### [Exercise]
Check each line of the material below for "React", then copy the ones that contain it.

### [Dataset excerpt]

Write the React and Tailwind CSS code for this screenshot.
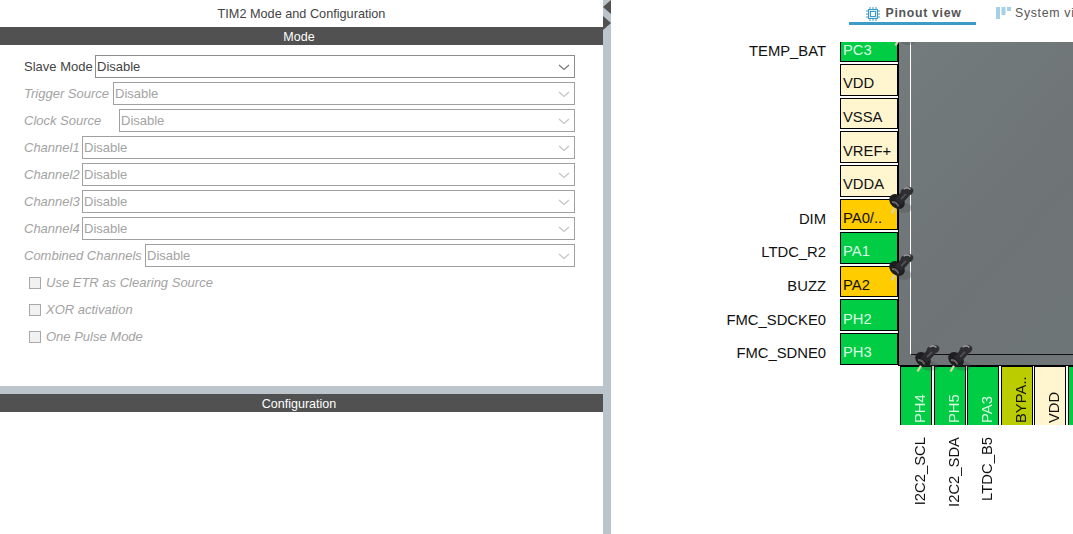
import React from "react";

const FONT = { fontFamily: '"Liberation Sans", Arial, sans-serif' };

const modeRows = [
  { label: "Slave Mode", on: true, w: "w-[71px]" },
  { label: "Trigger Source", w: "w-[89px]" },
  { label: "Clock Source", w: "w-[95px]" },
  { label: "Channel1", w: "w-[58px]" },
  { label: "Channel2", w: "w-[58px]" },
  { label: "Channel3", w: "w-[58px]" },
  { label: "Channel4", w: "w-[58px]" },
  { label: "Combined Channels", w: "w-[121px]" },
];

const leftPins = [
  { n: "PC3", l: "TEMP_BAT", k: "g" },
  { n: "VDD", k: "y" },
  { n: "VSSA", k: "y" },
  { n: "VREF+", k: "y" },
  { n: "VDDA", k: "y" },
  { n: "PA0/..", l: "DIM", k: "o" },
  { n: "PA1", l: "LTDC_R2", k: "g" },
  { n: "PA2", l: "BUZZ", k: "o" },
  { n: "PH2", l: "FMC_SDCKE0", k: "g" },
  { n: "PH3", l: "FMC_SDNE0", k: "g" },
];

const bottomPins = [
  { n: "PH4", l: "I2C2_SCL", k: "g" },
  { n: "PH5", l: "I2C2_SDA", k: "g" },
  { n: "PA3", l: "LTDC_B5", k: "g" },
  { n: "BYPA..", k: "l" },
  { n: "VDD", k: "y" },
  { n: "", k: "g" },
];

const pinColor = {
  g: "bg-[#00cc44] text-[#dcfbe4]",
  y: "bg-[#fff5cf] text-[#111111]",
  o: "bg-[#ffcc00] text-[#111111]",
  l: "bg-[#bbcc00] text-[#111111]",
};

const VERTICAL = { writingMode: "vertical-rl", transform: "rotate(180deg)" };

function Chevron({ stroke }) {
  return (
    <svg width="12" height="7" viewBox="0 0 12 7" className="shrink-0">
      <path d="M1 1l5 4.500L11 1" fill="none" stroke={stroke} strokeWidth="1.2" />
    </svg>
  );
}

function Pushpin({ className }) {
  return (
    <svg width="30" height="30" viewBox="0 0 30 30" className={`absolute blur-[0.4px] ${className}`}>
      <ellipse cx="17" cy="23" rx="8" ry="5" fill="#4a4c4d" opacity="0.3" />
      <path d="M9 21L4.500 28.500" stroke="#d8d2a8" strokeWidth="2.400" />
      <ellipse cx="10" cy="16.500" rx="8.500" ry="6.500" transform="rotate(40 10 16.500)" fill="#1e1e20" />
      <path d="M11 17L19 8" stroke="#2a2a2c" strokeWidth="8.500" />
      <ellipse cx="20" cy="6.500" rx="6.500" ry="4.500" transform="rotate(-15 20 6.500)" fill="#2f2f31" />
      <path d="M16.500 4c2.500-1.400 5.500-1.200 7 0.500" stroke="#95959a" strokeWidth="1.500" fill="none" />
      <path d="M5 17c3 0 5.500 1.500 6.500 4.500" stroke="#646466" strokeWidth="1.800" fill="none" />
      <path d="M14 14l5-5" stroke="#505054" strokeWidth="1.800" />
    </svg>
  );
}

function ChipIcon() {
  return (
    <svg width="14" height="14" viewBox="0 0 14 14" className="shrink-0">
      <rect x="2.500" y="2.500" width="9" height="9" fill="#d5ebf5" stroke="#3d9cc6" />
      <rect x="4.500" y="4.500" width="5" height="5" fill="#fff" stroke="#3d9cc6" />
      <path d="M4 0v2M7 0v2M10 0v2M4 12v2M7 12v2M10 12v2M0 4h2M0 7h2M0 10h2M12 4h2M12 7h2M12 10h2" stroke="#3d9cc6" />
    </svg>
  );
}

function SystemIcon() {
  return (
    <svg width="15" height="13" viewBox="0 0 15 13" className="shrink-0">
      <path d="M0 1h4M0 3h4M0 5h4M0 7h4M0 9h4M0 11h4M5.500 1h4M5.500 3h4M5.500 5h4M5.500 7h4M11 1h4M11 3h4" stroke="#4aa3cc" />
    </svg>
  );
}

function SelectRow({ label, on, w }) {
  return (
    <div className="flex h-[23px] items-center">
      <span
        className={`${w} shrink-0 whitespace-nowrap pt-[1px] text-[13px] ${on ? "text-[#444444]" : "italic text-[#a3a3a3]"}`}
      >
        {label}
      </span>
      <div
        className={`flex h-[23px] flex-1 items-center justify-between border pl-[1px] pr-[4px] pt-[1px] text-[13px] ${on ? "border-[#8c8c8c] text-[#444444]" : "border-[#a0a0a0] text-[#a3a3a3]"}`}
      >
        <span>Disable</span>
        <Chevron stroke={on ? "#777777" : "#c4c4c4"} />
      </div>
    </div>
  );
}

function CheckRow({ label }) {
  return (
    <div className="flex h-[23px] items-center gap-[5px] pl-[5px]">
      <span className="h-[12px] w-[12px] border border-[#a8a8a8] bg-[#f1f1f1]" />
      <span className="pt-[1px] text-[13px] italic text-[#a3a3a3]">{label}</span>
    </div>
  );
}

function SectionBar({ children }) {
  return (
    <div className="flex h-[18px] shrink-0 items-center justify-center bg-[#505150] pr-[5px] pt-[3px] text-[12.500px] text-white">
      {children}
    </div>
  );
}

export default function App() {
  return (
    <div className="flex h-[534px] w-[1073px] overflow-hidden bg-white" style={FONT}>
      <div className="flex w-[603px] shrink-0 flex-col">
        <div className="flex h-[27px] shrink-0 items-center justify-center pt-[3px] text-[12.700px] text-[#444444]">
          TIM2 Mode and Configuration
        </div>
        <SectionBar>Mode</SectionBar>
        <div className="flex h-[341px] shrink-0 flex-col gap-[4px] pl-[24px] pr-[28px] pt-[10px]">
          {modeRows.map((r) => (
            <SelectRow key={r.label} {...r} />
          ))}
          {["Use ETR as Clearing Source", "XOR activation", "One Pulse Mode"].map((c) => (
            <CheckRow key={c} label={c} />
          ))}
        </div>
        <div className="h-[8px] shrink-0 bg-[#bcc5cb]" />
        <SectionBar>Configuration</SectionBar>
      </div>

      <div className="relative w-[8px] shrink-0 bg-[#bac5cb]">
        <span className="absolute left-0 top-0 h-0 w-0 border-y-[7px] border-r-[8px] border-y-transparent border-r-[#505150]" />
        <span className="absolute left-0 top-[16px] h-0 w-0 border-y-[7px] border-l-[8px] border-y-transparent border-l-[#505150]" />
      </div>

      <div className="relative flex-1 overflow-hidden">
        <div className="flex h-[25px] items-start pl-[238px] text-[12.300px] tracking-[0.7px] text-[#555555]">
          <div className="flex h-[25px] w-[127px] shrink-0 items-center justify-center gap-[5px] border-b-[3px] border-[#3d9cc6] pl-[3px] pt-[5px] font-bold">
            <ChipIcon />
            Pinout view
          </div>
          <div className="ml-[20px] flex h-[25px] shrink-0 items-center gap-[4px] whitespace-nowrap pt-[2px]">
            <SystemIcon />
            System view
          </div>
        </div>

        <div className="absolute left-[287px] top-[42px] h-[324px] w-[300px] border-b border-l border-black bg-gradient-to-br from-[#747b7c] via-[#6e7476] to-[#707778]">
          <div className="ml-[11px] h-[313px] border-b border-l border-b-[#111111] border-l-white" />
        </div>

        <div className="absolute left-0 top-[42px] h-[324px] w-[287px] overflow-hidden">
          <div className="-mt-[11.650px] flex flex-col">
            {leftPins.map((p) => (
              <div key={p.n} className="flex h-[33.650px] items-stretch justify-end">
                <span className="flex items-center pr-[14px] pt-[7px] text-[14.800px] text-[#111111]">{p.l}</span>
                <div className={`mb-[2px] flex w-[58px] items-center border border-black pl-[2px] pt-[7px] text-[14.800px] ${pinColor[p.k]}`}>
                  {p.n}
                </div>
              </div>
            ))}
          </div>
        </div>

        <div className="absolute left-[289px] top-[366px] flex gap-[1.600px]">
          {bottomPins.map((p, i) => (
            <div key={i} className="flex w-[32px] flex-col items-center">
              <div className={`flex h-[59px] w-full items-center border border-t-0 border-black pr-[9px] pt-[2px] text-[14.800px] ${pinColor[p.k]}`} style={VERTICAL}>
                {p.n}
              </div>
              {p.l && (
                <span className="ml-[8px] mt-[12px] whitespace-nowrap text-[14.800px] text-[#111111]" style={VERTICAL}>
                  {p.l}
                </span>
              )}
            </div>
          ))}
        </div>

        <div className="absolute left-[280px] top-[42px] h-[6px] w-[30px] overflow-hidden">
          <Pushpin className="left-0 top-[-25px]" />
        </div>
        <Pushpin className="left-[276px] top-[185px]" />
        <Pushpin className="left-[276px] top-[252px]" />
        <Pushpin className="left-[302px] top-[343px]" />
        <Pushpin className="left-[335px] top-[343px]" />
      </div>
    </div>
  );
}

### [Solution to this task]
Write the React and Tailwind CSS code for this screenshot.
import React from "react";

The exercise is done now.